## Begin
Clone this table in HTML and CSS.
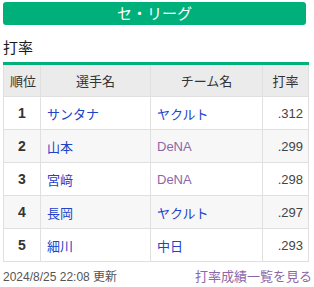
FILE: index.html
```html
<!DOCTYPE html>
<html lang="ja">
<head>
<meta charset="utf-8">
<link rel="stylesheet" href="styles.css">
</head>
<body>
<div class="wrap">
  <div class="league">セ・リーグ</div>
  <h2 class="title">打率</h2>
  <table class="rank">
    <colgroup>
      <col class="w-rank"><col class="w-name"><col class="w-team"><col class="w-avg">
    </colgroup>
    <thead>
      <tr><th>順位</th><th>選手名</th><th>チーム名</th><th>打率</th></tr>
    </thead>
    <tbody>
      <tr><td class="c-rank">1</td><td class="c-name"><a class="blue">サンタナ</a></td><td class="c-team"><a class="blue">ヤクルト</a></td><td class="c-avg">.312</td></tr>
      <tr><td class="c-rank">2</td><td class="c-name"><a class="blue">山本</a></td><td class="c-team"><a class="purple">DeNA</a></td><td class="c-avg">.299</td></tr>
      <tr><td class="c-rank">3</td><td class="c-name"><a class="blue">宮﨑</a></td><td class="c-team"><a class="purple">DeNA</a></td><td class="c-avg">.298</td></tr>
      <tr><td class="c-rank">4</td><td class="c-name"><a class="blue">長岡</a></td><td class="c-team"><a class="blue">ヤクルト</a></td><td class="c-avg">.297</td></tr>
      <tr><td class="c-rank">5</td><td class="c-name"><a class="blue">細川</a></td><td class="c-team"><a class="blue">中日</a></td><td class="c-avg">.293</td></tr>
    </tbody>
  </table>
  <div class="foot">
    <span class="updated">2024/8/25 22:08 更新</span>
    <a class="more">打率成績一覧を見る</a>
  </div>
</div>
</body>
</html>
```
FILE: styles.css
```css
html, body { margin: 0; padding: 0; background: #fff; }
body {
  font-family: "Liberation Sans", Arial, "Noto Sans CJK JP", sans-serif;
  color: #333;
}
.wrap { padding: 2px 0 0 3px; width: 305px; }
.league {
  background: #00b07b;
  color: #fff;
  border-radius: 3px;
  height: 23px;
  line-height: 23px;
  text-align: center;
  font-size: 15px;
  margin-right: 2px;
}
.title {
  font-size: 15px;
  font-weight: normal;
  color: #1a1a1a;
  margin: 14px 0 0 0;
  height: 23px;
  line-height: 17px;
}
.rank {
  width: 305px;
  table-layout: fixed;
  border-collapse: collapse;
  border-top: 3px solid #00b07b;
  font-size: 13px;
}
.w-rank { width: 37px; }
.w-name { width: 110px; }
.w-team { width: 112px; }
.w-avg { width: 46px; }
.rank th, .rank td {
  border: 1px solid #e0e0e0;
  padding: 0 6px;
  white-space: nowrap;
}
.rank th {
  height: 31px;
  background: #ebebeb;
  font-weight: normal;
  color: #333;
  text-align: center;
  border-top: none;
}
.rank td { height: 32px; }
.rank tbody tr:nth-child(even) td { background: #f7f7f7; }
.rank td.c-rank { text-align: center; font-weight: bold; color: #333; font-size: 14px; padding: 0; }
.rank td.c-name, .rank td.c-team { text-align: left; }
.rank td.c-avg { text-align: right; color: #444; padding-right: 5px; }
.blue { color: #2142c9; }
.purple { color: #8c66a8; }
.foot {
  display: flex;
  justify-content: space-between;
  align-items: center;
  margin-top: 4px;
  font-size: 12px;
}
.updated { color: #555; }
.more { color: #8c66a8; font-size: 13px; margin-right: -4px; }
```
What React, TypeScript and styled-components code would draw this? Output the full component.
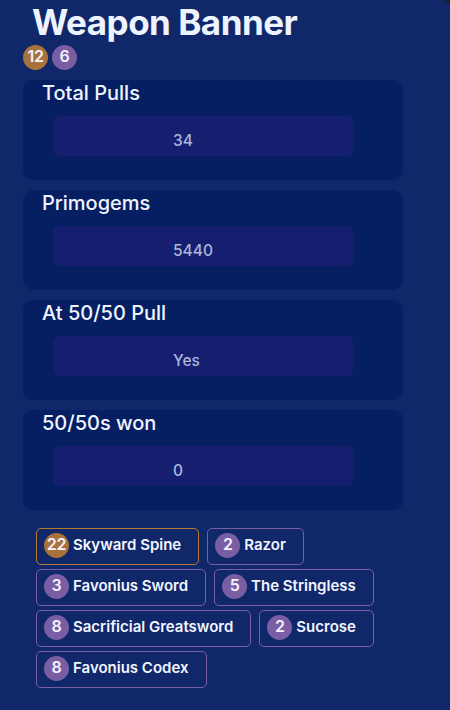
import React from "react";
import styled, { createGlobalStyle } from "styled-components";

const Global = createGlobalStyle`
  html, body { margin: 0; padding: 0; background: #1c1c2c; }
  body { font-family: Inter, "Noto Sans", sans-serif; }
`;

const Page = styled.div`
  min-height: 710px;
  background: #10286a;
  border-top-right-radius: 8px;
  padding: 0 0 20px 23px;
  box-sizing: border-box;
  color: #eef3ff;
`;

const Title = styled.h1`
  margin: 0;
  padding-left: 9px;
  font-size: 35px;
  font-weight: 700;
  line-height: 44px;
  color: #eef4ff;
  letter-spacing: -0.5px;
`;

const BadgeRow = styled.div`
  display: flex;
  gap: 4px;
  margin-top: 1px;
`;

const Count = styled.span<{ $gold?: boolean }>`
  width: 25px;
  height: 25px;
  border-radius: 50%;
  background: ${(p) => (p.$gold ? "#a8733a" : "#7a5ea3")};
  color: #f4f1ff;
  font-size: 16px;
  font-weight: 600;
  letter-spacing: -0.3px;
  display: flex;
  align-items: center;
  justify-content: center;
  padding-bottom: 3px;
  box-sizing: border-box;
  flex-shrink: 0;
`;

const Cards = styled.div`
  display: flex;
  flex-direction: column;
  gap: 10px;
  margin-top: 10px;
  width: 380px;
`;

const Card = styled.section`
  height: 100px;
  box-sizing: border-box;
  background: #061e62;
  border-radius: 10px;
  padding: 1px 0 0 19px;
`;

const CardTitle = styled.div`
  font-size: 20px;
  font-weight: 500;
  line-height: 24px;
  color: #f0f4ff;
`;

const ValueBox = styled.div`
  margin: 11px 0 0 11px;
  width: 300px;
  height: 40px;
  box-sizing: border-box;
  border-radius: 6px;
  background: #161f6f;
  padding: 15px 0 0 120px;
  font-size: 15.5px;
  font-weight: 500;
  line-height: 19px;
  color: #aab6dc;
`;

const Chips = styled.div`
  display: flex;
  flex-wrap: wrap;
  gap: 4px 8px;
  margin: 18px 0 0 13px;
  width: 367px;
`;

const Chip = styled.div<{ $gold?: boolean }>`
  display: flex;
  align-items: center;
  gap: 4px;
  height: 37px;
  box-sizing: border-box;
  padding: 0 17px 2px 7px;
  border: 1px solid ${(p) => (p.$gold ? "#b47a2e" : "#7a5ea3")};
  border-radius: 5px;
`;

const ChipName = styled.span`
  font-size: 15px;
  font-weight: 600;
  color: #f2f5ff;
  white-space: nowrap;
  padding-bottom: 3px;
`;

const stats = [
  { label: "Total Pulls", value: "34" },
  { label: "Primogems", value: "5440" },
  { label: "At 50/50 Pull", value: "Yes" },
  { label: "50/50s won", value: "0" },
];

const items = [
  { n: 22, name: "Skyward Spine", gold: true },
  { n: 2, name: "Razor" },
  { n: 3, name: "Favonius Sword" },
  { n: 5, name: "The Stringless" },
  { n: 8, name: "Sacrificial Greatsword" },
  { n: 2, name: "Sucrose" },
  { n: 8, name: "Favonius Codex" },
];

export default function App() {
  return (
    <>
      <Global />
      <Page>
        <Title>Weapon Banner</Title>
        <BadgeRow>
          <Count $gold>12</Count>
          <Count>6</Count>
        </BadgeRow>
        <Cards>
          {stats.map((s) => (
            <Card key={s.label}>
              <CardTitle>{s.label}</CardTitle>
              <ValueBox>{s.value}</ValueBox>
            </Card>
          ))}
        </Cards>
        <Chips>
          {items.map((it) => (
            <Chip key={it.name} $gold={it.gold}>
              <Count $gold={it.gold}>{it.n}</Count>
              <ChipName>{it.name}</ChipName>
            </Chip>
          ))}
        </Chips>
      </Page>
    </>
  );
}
## End
## Task details
In the listing above, count each line that holds the string "this". Give the number only.

## The reply
2